[National Planking Day, May 25] Almas: Early Planking?
Posted by: Loren Coleman on May 16th, 2011
Could a new phenomenon that is sweeping the world have precursor behavior among Mongolia’s unknown hairy hominoids?
Do you know what “planking” is? No, it is not a new behavior reported among Australia’s Yowies, but a social media phenomenon that is going global this week.
Planking is the action of lying face down, on your stomach, with arms to the sides, in unusual public spaces and photographing it. The photo is then shared in social media. See my long posting on this at the Twilight Language blog, here.
Currently, there is social tension about whether it is humorous, stupid, dangerous, or creative. That aside, the Facebook images tend to be funny, remarkable, or dangerous-looking. Here are a couple examples. More can be found here.
Humans, of course, sleep in many positions. Planking could merely be an expression, as a rugby player in Australia has stated, “pretty much active lying down.”
What if a widely reported Almas’ behavior was not of sleeping, but some form of communication. Let’s revisit this “lying down” behavior of the Almas.
In 1913, Muscovite V. A. Khakhlov submitted to the Russian Imperial Academy of Sciences his extraordinarily detailed report about the unknown hairy hominids of eastern Asia. In one section of the document, Khakhlov gathered reports from the native Kazakhs of Dzungaria.
Dzungaria is named after a Mongolian kingdom which existed in Central Asia during the seventeenth and eighteenth centuries. Today, Dzungaria is a geographical region within the Xinjiang Uygur Autonomous Region, northwestern China. The area is a largely steppe and semidesert basin surrounded by high mountains: the Tian Shan in the south and the Altai in the north. Outside of Asia, the name is mostly associated with Dzungarian hamsters (Phodopus campbelli or Phodopus sungorus, depending on your source).
Specifically, Khakhlov wrote an interesting passage which appears to explain, perhaps, what is found regarding the “bare knees” appearance of the area’s Almas. Khakhlov noted the following, in his report (as recorded by Ivan T. Sanderson in Abominable Snowmen: Legend Come to Life), of one captive “wild woman” (an Almas) in the region of the River Manass, or Dam:
This creature seldom issued any sounds and usually was quiet and silent. Only when approached she bared her teeth and screeched. It [sic]has a peculiar way of lying down, or sleeping – like a camel, by squatting on the ground on its knees and elbows, resting the forehead on the ground, and resting the head [see drawing above from his report]. This position accounts for the unusually hard skin of the elbows and knees – like camel’s soles.
Were the Almas merely planking, hairy hominoid style, and thus playing a game amongst themselves?
About Loren Coleman
Loren Coleman is one of the world’s leading cryptozoologists, some say “the” leading living cryptozoologist. Certainly, he is acknowledged as the current living American researcher and writer who has most popularized cryptozoology in the late 20th and early 21st centuries.

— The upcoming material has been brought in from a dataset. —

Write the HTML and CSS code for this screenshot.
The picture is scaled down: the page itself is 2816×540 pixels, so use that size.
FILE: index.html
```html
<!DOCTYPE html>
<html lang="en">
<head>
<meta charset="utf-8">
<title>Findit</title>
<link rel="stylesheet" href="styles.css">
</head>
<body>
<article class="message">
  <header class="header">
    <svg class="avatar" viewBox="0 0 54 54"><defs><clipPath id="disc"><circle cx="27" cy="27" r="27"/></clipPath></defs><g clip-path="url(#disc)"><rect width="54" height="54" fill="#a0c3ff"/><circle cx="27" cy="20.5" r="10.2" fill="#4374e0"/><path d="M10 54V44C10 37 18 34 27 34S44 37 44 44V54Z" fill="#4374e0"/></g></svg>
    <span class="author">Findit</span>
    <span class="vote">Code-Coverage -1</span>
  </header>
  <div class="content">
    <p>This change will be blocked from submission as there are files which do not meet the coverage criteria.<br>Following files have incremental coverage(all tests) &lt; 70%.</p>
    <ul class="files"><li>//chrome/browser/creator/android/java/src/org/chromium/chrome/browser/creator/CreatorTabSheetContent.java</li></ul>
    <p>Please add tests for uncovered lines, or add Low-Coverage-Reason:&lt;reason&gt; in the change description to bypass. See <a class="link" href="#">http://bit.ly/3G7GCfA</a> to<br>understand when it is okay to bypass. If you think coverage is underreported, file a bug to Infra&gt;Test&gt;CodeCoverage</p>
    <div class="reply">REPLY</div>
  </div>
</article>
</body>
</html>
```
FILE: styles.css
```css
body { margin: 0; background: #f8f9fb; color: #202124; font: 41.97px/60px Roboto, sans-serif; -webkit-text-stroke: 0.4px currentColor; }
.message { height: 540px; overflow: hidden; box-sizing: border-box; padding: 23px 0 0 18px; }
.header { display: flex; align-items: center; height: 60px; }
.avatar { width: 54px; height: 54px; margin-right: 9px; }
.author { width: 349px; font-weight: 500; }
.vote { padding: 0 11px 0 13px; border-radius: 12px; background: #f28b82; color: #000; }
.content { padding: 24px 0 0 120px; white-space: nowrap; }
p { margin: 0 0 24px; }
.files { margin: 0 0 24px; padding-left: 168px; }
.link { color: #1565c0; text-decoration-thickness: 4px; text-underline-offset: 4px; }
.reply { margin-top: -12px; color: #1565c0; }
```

Starting his fieldwork and investigations in 1960, after traveling and trekking extensively in pursuit of cryptozoological mysteries, Coleman began writing to share his experiences in 1969. An honorary member of Ivan T. Sanderson’s Society for the Investigation of the Unexplained in the 1970s, Coleman has been bestowed with similar honorary memberships of the North Idaho College Cryptozoology Club in 1983, and in subsequent years, that of the British Columbia Scientific Cryptozoology Club, CryptoSafari International, and other international organizations. He was also a Life Member and Benefactor of the International Society of Cryptozoology (now-defunct).
Loren Coleman’s daily blog, as a member of the Cryptomundo Team, served as an ongoing avenue of communication for the ever-growing body of cryptozoo news from 2005 through 2013. He returned as an infrequent contributor beginning Halloween week of 2015.
Coleman is the founder in 2003, and current director of the International Cryptozoology Museum in Portland, Maine.
While it seems unlikely on the surface, the question of whether language exists in these cryptic hominins (if they exists at all), it takes on some relevancy if we consider body language as more than just our casual unconscious postures or expressions. It seems that supplicants in many religious and other heirarchical cultures practice the act of lying prostrate, grovelling, sweeping bows, saluting, curtseys, and a wide range of other conspicuous displays to such a degree perhaps it is the result of an underlying instinctual behavior that would stretch across affiliated species as a result of our evolutionary selection and would certainly be a form of communications. Birds do it, bees do it….Cheers.